The Waves by Virginia Woolf (post 3): Bernard, Susan, Rhoda, Neville, Jinny and Louis are alternate personalities of a person with multiple personality.
“In their attempt to come to terms with the strangeness of the narrative of The Waves, many readers have understood the six voices as aspects of a single character, a point of view apparently endorsed by Woolf herself…Woolf wrote in 1931 to Goldie Dickinson that she ‘did mean in some vague way we are the same person, and not separate people. The six characters were supposed to be one.’ The idea that the monologues ‘often seem like one pervasive voice with six personalities’ (Naremore) or that the six are aspects of a single being has been common in critical discussions of The Waves from early on.
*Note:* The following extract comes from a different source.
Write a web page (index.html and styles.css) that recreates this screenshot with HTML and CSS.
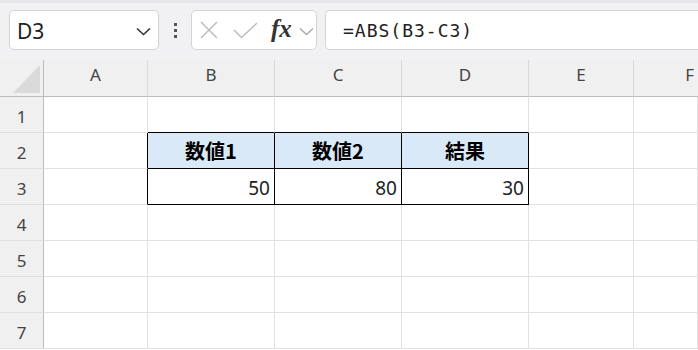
FILE: index.html
```html
<!DOCTYPE html>
<html lang="ja">
<head>
    <meta charset="UTF-8">
    <title>ABS関数</title>
    <link rel="stylesheet" href="styles.css">
</head>
<body>
    <div class="toolbar">
        <div class="namebox">
            <span class="cellref">D3</span>
            <svg class="chev" width="15" height="9" viewBox="0 0 15 9"><path d="M1 1.5 L7.5 7.5 L14 1.5" fill="none" stroke="#333" stroke-width="1.6"/></svg>
        </div>
        <div class="dots"><i></i><i></i><i></i></div>
        <div class="fxbox">
            <svg width="18" height="18" viewBox="0 0 18 18"><path d="M1 1 L17 17 M17 1 L1 17" stroke="#bdbdbd" stroke-width="1.5"/></svg>
            <svg width="25" height="17" viewBox="0 0 25 17"><path d="M1 8 L8.5 15.5 L24 1" fill="none" stroke="#bdbdbd" stroke-width="1.5"/></svg>
            <span class="fx">fx</span>
            <svg width="15" height="9" viewBox="0 0 15 9"><path d="M1 1.5 L7.5 7.5 L14 1.5" fill="none" stroke="#a8a8a8" stroke-width="1.4"/></svg>
        </div>
        <div class="formula">=ABS(B3-C3)</div>
    </div>

    <div class="sheet">
        <div class="h corner"><svg width="27" height="28" viewBox="0 0 27 28"><path d="M0 28 L27 28 L27 0 Z" fill="#dadada"/></svg></div>
        <div class="h">A</div>
        <div class="h">B</div>
        <div class="h">C</div>
        <div class="h">D</div>
        <div class="h">E</div>
        <div class="h last">F</div>

        <div class="r">1</div>
        <div class="c"></div>
        <div class="c above"></div>
        <div class="c above"></div>
        <div class="c above"></div>
        <div class="c"></div>
        <div class="c"></div>

        <div class="r">2</div>
        <div class="c before"></div>
        <div class="c box th">数値1</div>
        <div class="c box th">数値2</div>
        <div class="c box th">結果</div>
        <div class="c"></div>
        <div class="c"></div>

        <div class="r">3</div>
        <div class="c before"></div>
        <div class="c box num">50</div>
        <div class="c box num">80</div>
        <div class="c box num">30</div>
        <div class="c"></div>
        <div class="c"></div>

        <div class="r">4</div>
        <div class="c"></div><div class="c"></div><div class="c"></div><div class="c"></div><div class="c"></div><div class="c"></div>
        <div class="r">5</div>
        <div class="c"></div><div class="c"></div><div class="c"></div><div class="c"></div><div class="c"></div><div class="c"></div>
        <div class="r">6</div>
        <div class="c"></div><div class="c"></div><div class="c"></div><div class="c"></div><div class="c"></div><div class="c"></div>
        <div class="r">7</div>
        <div class="c"></div><div class="c"></div><div class="c"></div><div class="c"></div><div class="c"></div><div class="c"></div>
    </div>
</body>
</html>
```

FILE: styles.css
```css
body {
    margin: 0;
    width: 698px;
    height: 350px;
    overflow: hidden;
    background: #fff;
    font-family: "Noto Sans", "Noto Sans CJK JP", sans-serif;
    color: #222;
}
.toolbar {
    height: 60px;
    box-sizing: border-box;
    padding: 7px 0 10px 9px;
    display: flex;
    background: #f1f1f3;
    border-top: 3px solid #e7e7ea;
}
.namebox {
    width: 150px;
    box-sizing: border-box;
    background: #fff;
    border: 1px solid #d4d4d4;
    border-radius: 5px;
    display: flex;
    align-items: center;
    justify-content: space-between;
    padding: 0 7px 0 7px;
}
.cellref {
    font-size: 21px;
    color: #222;
    margin-top: 1px;
}
.chev {
    margin-top: 2px;
}
.dots {
    width: 32px;
    display: flex;
    flex-direction: column;
    align-items: center;
    justify-content: center;
    gap: 3px;
}
.dots i {
    display: block;
    width: 3px;
    height: 3px;
    background: #555;
}
.fxbox {
    width: 126px;
    box-sizing: border-box;
    background: #fff;
    border: 1px solid #d4d4d4;
    border-radius: 5px;
    display: flex;
    align-items: center;
    padding: 0 0 0 8px;
}
.fxbox svg:nth-child(2) {
    margin-left: 15px;
}
.fx {
    font-family: "Liberation Serif", serif;
    font-style: italic;
    font-weight: bold;
    font-size: 25px;
    color: #333;
    margin-left: 13px;
    margin-top: -2px;
}
.fxbox svg:last-child {
    margin-left: 7px;
    margin-top: 2px;
}
.formula {
    flex: 1;
    min-width: 0;
    margin-left: 8px;
    background: #fff;
    border: 1px solid #d4d4d4;
    border-right: none;
    border-radius: 5px 0 0 5px;
    display: flex;
    align-items: center;
    padding-left: 17px;
    font-family: "DejaVu Sans Mono", monospace;
    font-size: 18px;
    letter-spacing: 1px;
    color: #222;
}
.sheet {
    display: grid;
    grid-template-columns: 44px 104px 127px 127px 127px 105px 64px;
    grid-template-rows: 37px;
    grid-auto-rows: 36px;
}
.sheet > div {
    box-sizing: border-box;
    display: flex;
    align-items: center;
}
.h {
    background: #f0f0f0;
    border-right: 1px solid #d8d8d8;
    border-bottom: 1px solid #bcbcbc;
    justify-content: center;
    padding-bottom: 8px;
    font-size: 17px;
    color: #444;
}
.h.last {
    justify-content: flex-end;
    padding-right: 4px;
    border-right: none;
}
.corner {
    justify-content: flex-end !important;
    align-items: flex-end !important;
    padding: 0 3px 3px 0;
    border-right: 1px solid #bcbcbc;
}
.r {
    background: #f0f0f0;
    border-right: 1px solid #bcbcbc;
    border-bottom: 1px solid #e0e0e0;
    justify-content: center;
    padding-top: 4px;
    font-size: 17px;
    color: #444;
}
.c {
    border-right: 1px solid #e1e1e1;
    border-bottom: 1px solid #e1e1e1;
}
.c.above {
    border-bottom-color: #000;
}
.c.before {
    border-right-color: #000;
}
.c.box {
    border-right-color: #000;
    border-bottom-color: #000;
}
.th {
    background: #dae9f8;
    justify-content: center;
    font-family: "Noto Sans CJK JP", sans-serif;
    font-weight: bold;
    font-size: 20px;
    color: #000;
}
.num {
    justify-content: flex-end;
    padding-right: 4px;
    padding-top: 3px;
    font-size: 19px;
    color: #222;
}
```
The point is made with slight variations by such differently oriented critics as Aileen Pippett, Dorothy Brewster, Guiguet, Richter, Poresky, Transue, Gorsky, Daniel Ferrer and Thomas Caramagno…” (1, p. 358).
Yet most discussions of this novel continue to make the mistake of referring to six “characters.” Woolf, herself, contributes to this semantic confusion when she says, “The six characters were supposed to be one.” Six “characters” cannot be one person.
Characters, by definition, are persons in a work of fiction—persons in their own right—not components of a person. Person-like components of a person are personalities, as in multiple personality.